Кожух вывел её к железнодорожной ветке промышленного депо. Справа в густые заросли ивы сворачивала тропинка. Там заброшенное кладбище домашних животных. Несколько поколений детей хоронили своих любимцев на сухом пятачке между рельсами и болотом. Каждая могила помечалась по контуру камешками. Особо тяжкие потери отмечали молочно-белыми, словно светящимися изнутри, окатышами. За этими камушками приходилось идти к далёкой Томи и целый день прочёсывать берег.
На кладбище не ставили крестов и табличек с именами. Маленький хозяин всё помнил и так, а остальным знать было незачем. С возвращением болота исчезли почти все дорожки к кладбищу, и его забросили. Камешки медленно уходили в землю.
Она перешла через рельсы. Впереди, на узкой речной террасе показались дома частного сектора. По чёрным от смолы деревянным шпалам она перебралась через очередное болотце и поднялась на холмик, известный растущей на его склонах крупной и ароматной земляникой. Все местные ходили сюда за свежими листьями в чай. Ягоды прямо на корню подъедала ребятня. Она присела на корточки и заглянула под ближайший кустик. Пусто. Она встала и с высоты холмика оглядела болото.
– «Виноват ли в его возвращении гипермаркет? Или просто зимой стало выпадать больше снега? Или, может, насосы закрытой шахты дали сбой?».
Она повернулась к болоту спиной. Она не хотела его видеть. Ей вспомнилась ночная прогулка. Кикимора, улицы, парк. Безумие становилось вкусным. Она спросила себя, хочется ли ей останавливаться.
– Нет. Однозначно нет. Пока это не наносит вреда другим. А так кому какое дело.
К земляничному холмику прилегала широкая железнодорожная насыпь. Когда-то, ещё до постройки микрорайона, здесь был транспортный узел, соединявший заводы и шахты. По путям то и дело грохотали поезда с углём, металлоломом и горно-шахтным оборудованием. Теперь о былом напоминали лишь одинокая пара рельс и стеклянные изоляторы на широких опорах. Поезда продолжали ходить, хотя и не так часто, и перевозили в закрытых вагонах неизвестные грузы.
Перед тем как перейти рельсы она посмотрела налево, потом на право.
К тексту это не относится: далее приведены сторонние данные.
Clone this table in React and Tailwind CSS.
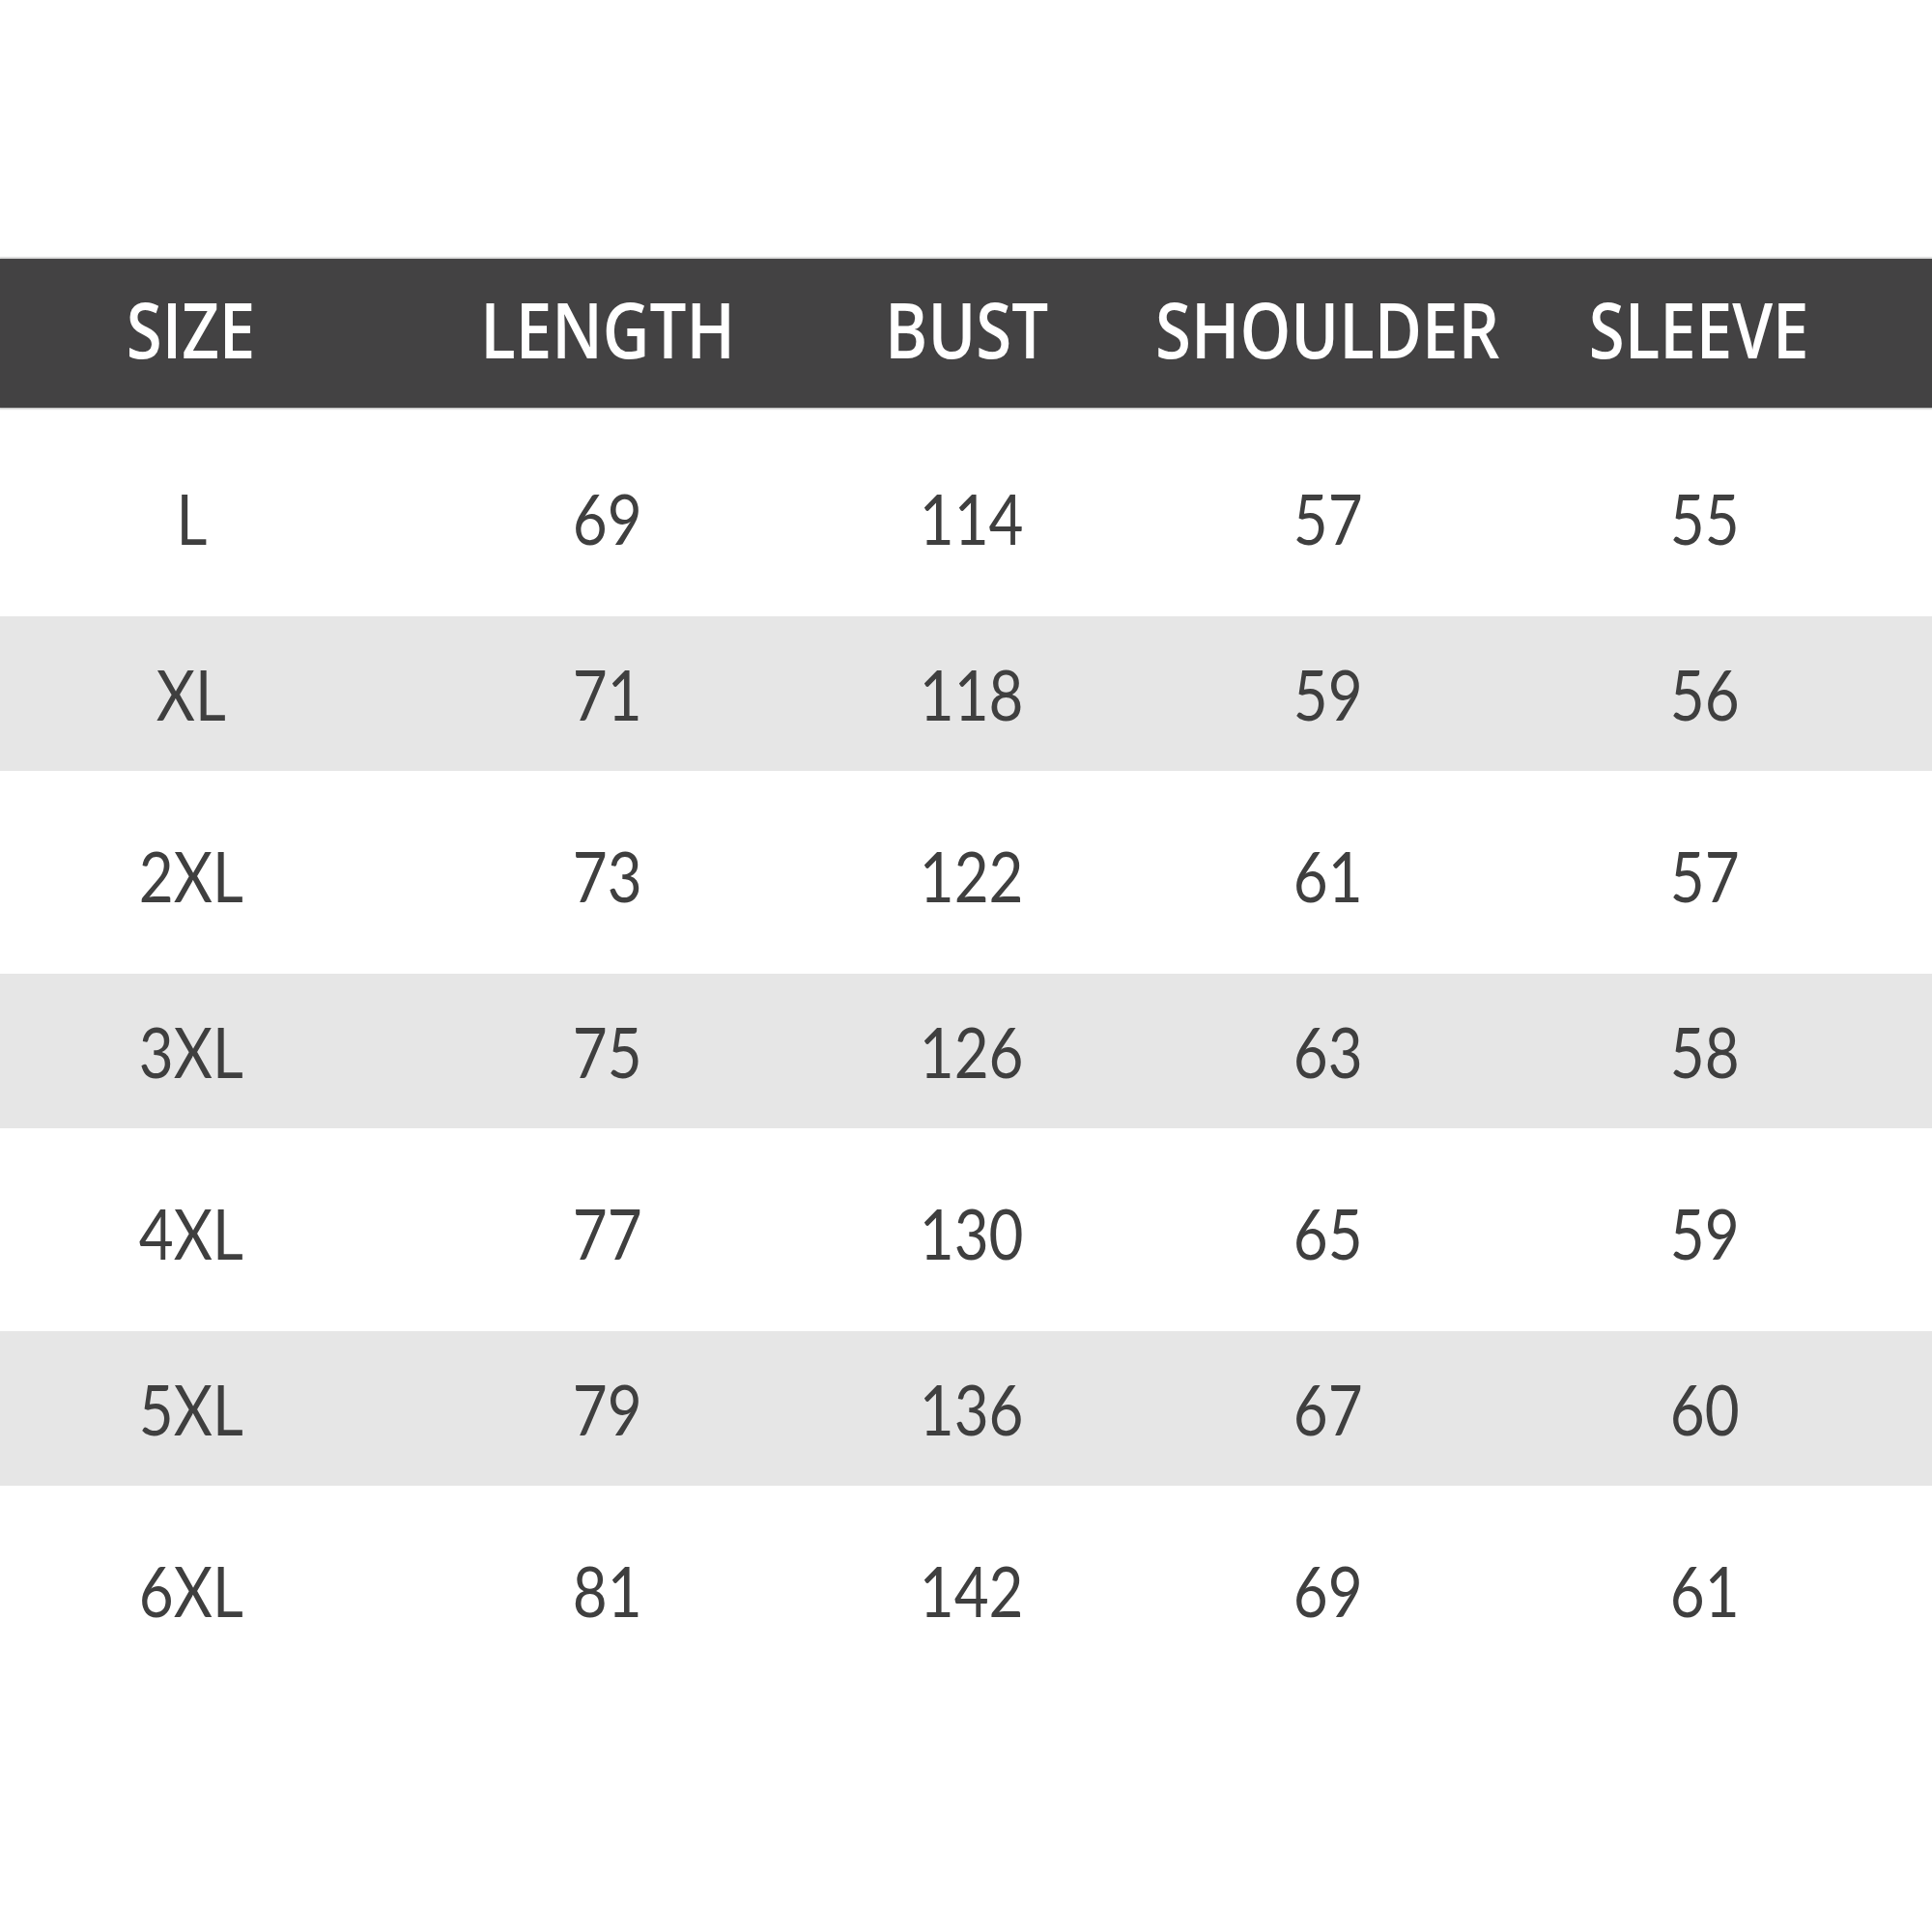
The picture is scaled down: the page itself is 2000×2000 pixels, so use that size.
import React from "react";

const headers = ["SIZE", "LENGTH", "BUST", "SHOULDER", "SLEEVE"];
const rows = [
  ["L", "69", "114", "57", "55"],
  ["XL", "71", "118", "59", "56"],
  ["2XL", "73", "122", "61", "57"],
  ["3XL", "75", "126", "63", "58"],
  ["4XL", "77", "130", "65", "59"],
  ["5XL", "79", "136", "67", "60"],
  ["6XL", "81", "142", "69", "61"],
];

const grid = "grid grid-cols-[396px_466px_278px_468px_300px]";
const dataOffsets = ["", "", "pl-[10px]", "pl-[2px]", "pl-[14px]"];
const headOffsets = ["", "", "", "", "pl-[2px]"];

function Cell({ children, extra, scale }) {
  return (
    <div className={`flex items-center justify-center ${extra}`}>
      <span className={`inline-block whitespace-nowrap ${scale}`}>{children}</span>
    </div>
  );
}

export default function App() {
  return (
    <div className="w-[2000px] h-[2000px] bg-white pt-[268px]">
      <div
        className={`${grid} h-[154px] pb-[10px] bg-[#434243] text-white text-[80px] leading-none font-semibold shadow-[0_0_2px_1px_rgba(0,0,0,0.35)]`}
        style={{ fontFamily: '"Open Sans", "Noto Sans", sans-serif' }}
      >
        {headers.map((h, j) => (
          <Cell key={h} extra={headOffsets[j]} scale="scale-x-[0.84]">
            {h}
          </Cell>
        ))}
      </div>
      <div className="pt-[21px]">
        {rows.map((r, i) => {
          const gray = i % 2 === 1;
          return (
            <div key={r[0]} className={gray ? "h-[185px] pt-[10px] pb-[15px]" : "h-[185px]"}>
              <div
                className={`${grid} h-full ${gray ? "bg-[#e6e6e6]" : "bg-white"} text-[#3f3f3f] text-[72px] leading-none font-normal`}
                style={{ fontFamily: 'Lato, "Open Sans", sans-serif' }}
              >
                {r.map((v, j) => (
                  <Cell key={j} extra={dataOffsets[j]} scale="scale-x-[0.86]">
                    {v}
                  </Cell>
                ))}
              </div>
            </div>
          );
        })}
      </div>
    </div>
  );
}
Кусты и деревья подходили почти вплотную к железной дороге, заслоняя обзор. Прислушалась. Тихо. Перешла через рельсы и поднялась по склону террасы на деревенскую улицу. Залаяли встревоженные собаки.
– «Тебе здесь не рады. Уходи».
Она повернула налево. Кеды оставляли на пыльной обочине цепочку следов. Собаки лаяли. Она шла мимо. Иногда в просвете между домами или деревьями показывались панельные многоэтажки микрорайона. Было забавно смотреть на них так, чуть-чуть свысока.
Улица кончилась, дорога тянулась дальше, через полузаброшенные фабрики, в промзону. Справа укатанная грунтовка уходила вверх, в Холмы.
Холмы разделяли два района города и принадлежали ему лишь частично. Где-то в смешении вершин и впадин вилась граница города и не-города, невидимая, неощутимая. Город окружал Холмы с трёх сторон, с четвёртой их подпирала тайга. Холмы поросли жёсткой по колено травой. Траву рассекала сеть грунтовых дорог. Путешествуя по этим дорогам, можно было наткнуться на маленький одинокий домик без забора и огорода, но явно жилой. Ещё ни кому не удалось увидеть домик дважды.
Она свернула на грунтовку. Дорога уходила вверх. Справа тянулся всё тот же частный сектор, собаки здесь правда молчали, а, может, просто напросто не водились. Слева шуршали жёсткой травой Холмы.
Метров через пятьсот она оставила за спиной последние заборы и дворы. Холмы полностью и безоговорочно приняли её в себя. Она ещё немного прошла вверх, затем остановилась и повернулась лицом к городу. Ей всегда нравилось смотреть на город сверху. Сейчас она видела белые многоэтажки микрорайона, заводы под серой дымной шапкой и угольный блеск далёкой реки. Она села в траву у обочины. Слева микрорайон, справа заводы. Между ними полудикая-полузаброшенная промзона и клочок частного сектора. Небольшой кусочек небольшого города. Но было в нём что-то… что-то такое…, что заставляло замирать, смотреть, не отрываясь; впитывать. Ветер лениво перебирал траву. Солнце то скрывалось за облаком, то вынуждало щуриться и прикрывать глаза козырьком ладони. Она ждала, что вот-вот рядом с её тенью возникнет ещё одна, и рядом в траву сядет кто-то с дымчато-серыми глазами. Небо над заводами – болезненно серое пятно на голубом. Никто не пришёл.